→ Objective:
Output the material beneath this task exactly, images excluded.

→ Data segment:
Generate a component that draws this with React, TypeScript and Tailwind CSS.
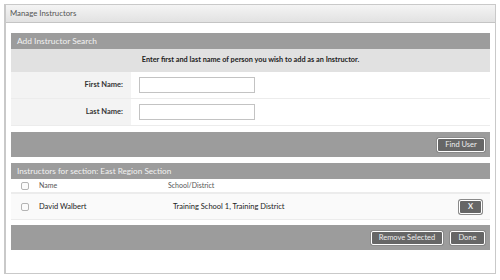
import React from 'react'

const font = { fontFamily: 'Lato, "Open Sans", sans-serif' }

function Btn({ label, className = '' }: { label: string; className?: string }) {
  return (
    <button
      className={`h-[14px] rounded-[2px] border border-white bg-[#666] text-[7.5px] leading-none text-[#eee] shadow-[0_0_0_1px_#8a8a8a] ${className}`}
    >
      {label}
    </button>
  )
}

function Check() {
  return <span className="block h-[8px] w-[8px] rounded-[2px] border border-[#b4b4b4] bg-[#fbfbfb]" />
}

export default function App() {
  const rows = [{ name: 'David Walbert', school: 'Training School 1, Training District' }]

  return (
    <div className="h-[280px] w-[500px] bg-white p-1" style={font}>
      <div className="flex h-[270px] flex-col border border-[#c9c9c9] border-l-2">
        {/* Title */}
        <div className="flex h-[18px] items-center border-b border-[#c4c4c4] bg-gradient-to-b from-[#f4f4f4] to-[#e2e2e2] px-1 text-[7.8px] text-[#555]">
          Manage Instructors
        </div>

        <div className="flex flex-col px-[5px] pt-[10px]">
          {/* Search section */}
          <div className="flex h-[16px] items-center bg-[#9c9c9c] px-[6px] text-[8.4px] text-[#f2f2f2]">
            Add Instructor Search
          </div>
          <div className="flex h-[23px] items-center justify-center bg-[#e1e1e1] text-[7.3px] font-bold text-[#222]">
            Enter first and last name of person you wish to add as an Instructor.
          </div>
          {['First Name:', 'Last Name:'].map(label => (
            <div key={label} className="flex h-[27px] border-b border-[#ececec]">
              <div className="flex w-[120px] items-center justify-end bg-[#f3f3f3] pr-[8px] text-[7.5px] font-bold text-[#333]">
                {label}
              </div>
              <div className="flex flex-1 items-center bg-white pl-[8px]">
                <input className="h-[16px] w-[116px] border border-[#c3c3c3] bg-white outline-none" />
              </div>
            </div>
          ))}
          <div className="mt-[6px] flex h-[25px] items-center justify-end bg-[#9c9c9c] pr-[5px]">
            <Btn label="Find User" className="w-[48px]" />
          </div>

          {/* Instructors list */}
          <div className="mt-[6px] flex h-[16px] items-center bg-[#9c9c9c] px-[6px] text-[8.2px] text-[#f2f2f2]">
            Instructors for section: East Region Section
          </div>
          <div className="flex h-[15px] items-center border-b-2 border-[#ececec] text-[7px] text-[#555]">
            <div className="flex w-[28px] justify-center"><Check /></div>
            <div className="w-[129px]">Name</div>
            <div>School/District</div>
          </div>
          {rows.map(r => (
            <div key={r.name} className="flex h-[26px] items-center border-b border-[#ececec] bg-[#fafafa] text-[7.5px] text-[#222]">
              <div className="flex w-[28px] justify-center"><Check /></div>
              <div className="w-[134px]">{r.name}</div>
              <div className="flex-1">{r.school}</div>
              <Btn label="X" className="mr-[8px] w-[23px] font-bold" />
            </div>
          ))}
          <div className="mt-[5px] flex h-[25px] items-center justify-end gap-[7px] bg-[#9c9c9c] pr-[5px]">
            <Btn label="Remove Selected" className="w-[72px]" />
            <Btn label="Done" className="w-[35px]" />
          </div>
        </div>
      </div>
    </div>
  )
}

→ Full answer:
Generate a component that draws this with React, TypeScript and Tailwind CSS.
import React from 'react'

const font = { fontFamily: 'Lato, "Open Sans", sans-serif' }

function Btn({ label, className = '' }: { label: string; className?: string }) {
  return (
    <button
      className={`h-[14px] rounded-[2px] border border-white bg-[#666] text-[7.5px] leading-none text-[#eee] shadow-[0_0_0_1px_#8a8a8a] ${className}`}
    >
      {label}
    </button>
  )
}

function Check() {
  return <span className="block h-[8px] w-[8px] rounded-[2px] border border-[#b4b4b4] bg-[#fbfbfb]" />
}

export default function App() {
  const rows = [{ name: 'David Walbert', school: 'Training School 1, Training District' }]

  return (
    <div className="h-[280px] w-[500px] bg-white p-1" style={font}>
      <div className="flex h-[270px] flex-col border border-[#c9c9c9] border-l-2">
        {/* Title */}
        <div className="flex h-[18px] items-center border-b border-[#c4c4c4] bg-gradient-to-b from-[#f4f4f4] to-[#e2e2e2] px-1 text-[7.8px] text-[#555]">
          Manage Instructors
        </div>

        <div className="flex flex-col px-[5px] pt-[10px]">
          {/* Search section */}
          <div className="flex h-[16px] items-center bg-[#9c9c9c] px-[6px] text-[8.4px] text-[#f2f2f2]">
            Add Instructor Search
          </div>
          <div className="flex h-[23px] items-center justify-center bg-[#e1e1e1] text-[7.3px] font-bold text-[#222]">
            Enter first and last name of person you wish to add as an Instructor.
          </div>
          {['First Name:', 'Last Name:'].map(label => (
            <div key={label} className="flex h-[27px] border-b border-[#ececec]">
              <div className="flex w-[120px] items-center justify-end bg-[#f3f3f3] pr-[8px] text-[7.5px] font-bold text-[#333]">
                {label}
              </div>
              <div className="flex flex-1 items-center bg-white pl-[8px]">
                <input className="h-[16px] w-[116px] border border-[#c3c3c3] bg-white outline-none" />
              </div>
            </div>
          ))}
          <div className="mt-[6px] flex h-[25px] items-center justify-end bg-[#9c9c9c] pr-[5px]">
            <Btn label="Find User" className="w-[48px]" />
          </div>

          {/* Instructors list */}
          <div className="mt-[6px] flex h-[16px] items-center bg-[#9c9c9c] px-[6px] text-[8.2px] text-[#f2f2f2]">
            Instructors for section: East Region Section
          </div>
          <div className="flex h-[15px] items-center border-b-2 border-[#ececec] text-[7px] text-[#555]">
            <div className="flex w-[28px] justify-center"><Check /></div>
            <div className="w-[129px]">Name</div>
            <div>School/District</div>
          </div>
          {rows.map(r => (
            <div key={r.name} className="flex h-[26px] items-center border-b border-[#ececec] bg-[#fafafa] text-[7.5px] text-[#222]">
              <div className="flex w-[28px] justify-center"><Check /></div>
              <div className="w-[134px]">{r.name}</div>
              <div className="flex-1">{r.school}</div>
              <Btn label="X" className="mr-[8px] w-[23px] font-bold" />
            </div>
          ))}
          <div className="mt-[5px] flex h-[25px] items-center justify-end gap-[7px] bg-[#9c9c9c] pr-[5px]">
            <Btn label="Remove Selected" className="w-[72px]" />
            <Btn label="Done" className="w-[35px]" />
          </div>
        </div>
      </div>
    </div>
  )
}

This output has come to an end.